## Collected data
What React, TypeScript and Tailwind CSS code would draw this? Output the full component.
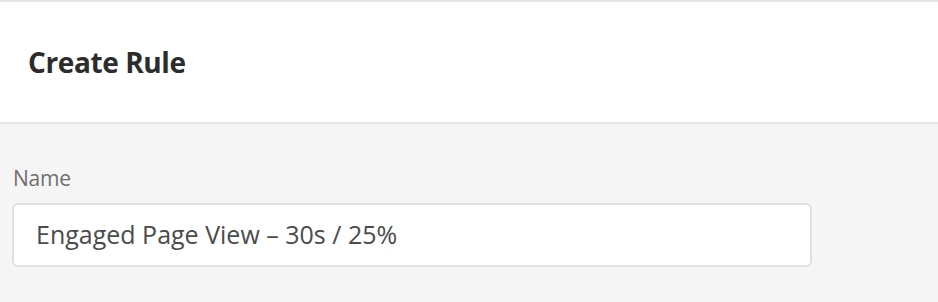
import React from 'react';

const App: React.FC = () => {
  return (
    <div className="w-[938px] h-[302px] bg-[#f5f5f5] flex flex-col" style={{ fontFamily: '"Open Sans", "Noto Sans", sans-serif' }}>
      {/* Header */}
      <div className="h-[124px] bg-white border-t-2 border-b-2 border-[#e6e6e6] flex items-center px-[28px]">
        <h1 className="text-[28px] leading-[36px] font-bold text-[#2c2c2c] tracking-[-0.4px]">Create Rule</h1>
      </div>

      {/* Form */}
      <div className="pl-[12px] pt-[40px]">
        <label className="block text-[21px] text-[#6e6e6e] leading-[28px] pl-[1px] tracking-[-0.2px]">Name</label>
        <div className="mt-[11px] w-[800px] h-[64px] bg-white border-2 border-[#e1e1e1] rounded-[6px] flex items-center px-[22px]">
          <span className="text-[25px] text-[#4b4b4b]">Engaged Page View – 30s / 25%</span>
        </div>
      </div>
    </div>
  );
};

export default App;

## Instruction
Repeat the listing in full and exactly. Do not include any images.

## Solution to this exercise
What React, TypeScript and Tailwind CSS code would draw this? Output the full component.
import React from 'react';

const App: React.FC = () => {
  return (
    <div className="w-[938px] h-[302px] bg-[#f5f5f5] flex flex-col" style={{ fontFamily: '"Open Sans", "Noto Sans", sans-serif' }}>
      {/* Header */}
      <div className="h-[124px] bg-white border-t-2 border-b-2 border-[#e6e6e6] flex items-center px-[28px]">
        <h1 className="text-[28px] leading-[36px] font-bold text-[#2c2c2c] tracking-[-0.4px]">Create Rule</h1>
      </div>

      {/* Form */}
      <div className="pl-[12px] pt-[40px]">
        <label className="block text-[21px] text-[#6e6e6e] leading-[28px] pl-[1px] tracking-[-0.2px]">Name</label>
        <div className="mt-[11px] w-[800px] h-[64px] bg-white border-2 border-[#e1e1e1] rounded-[6px] flex items-center px-[22px]">
          <span className="text-[25px] text-[#4b4b4b]">Engaged Page View – 30s / 25%</span>
        </div>
      </div>
    </div>
  );
};

export default App;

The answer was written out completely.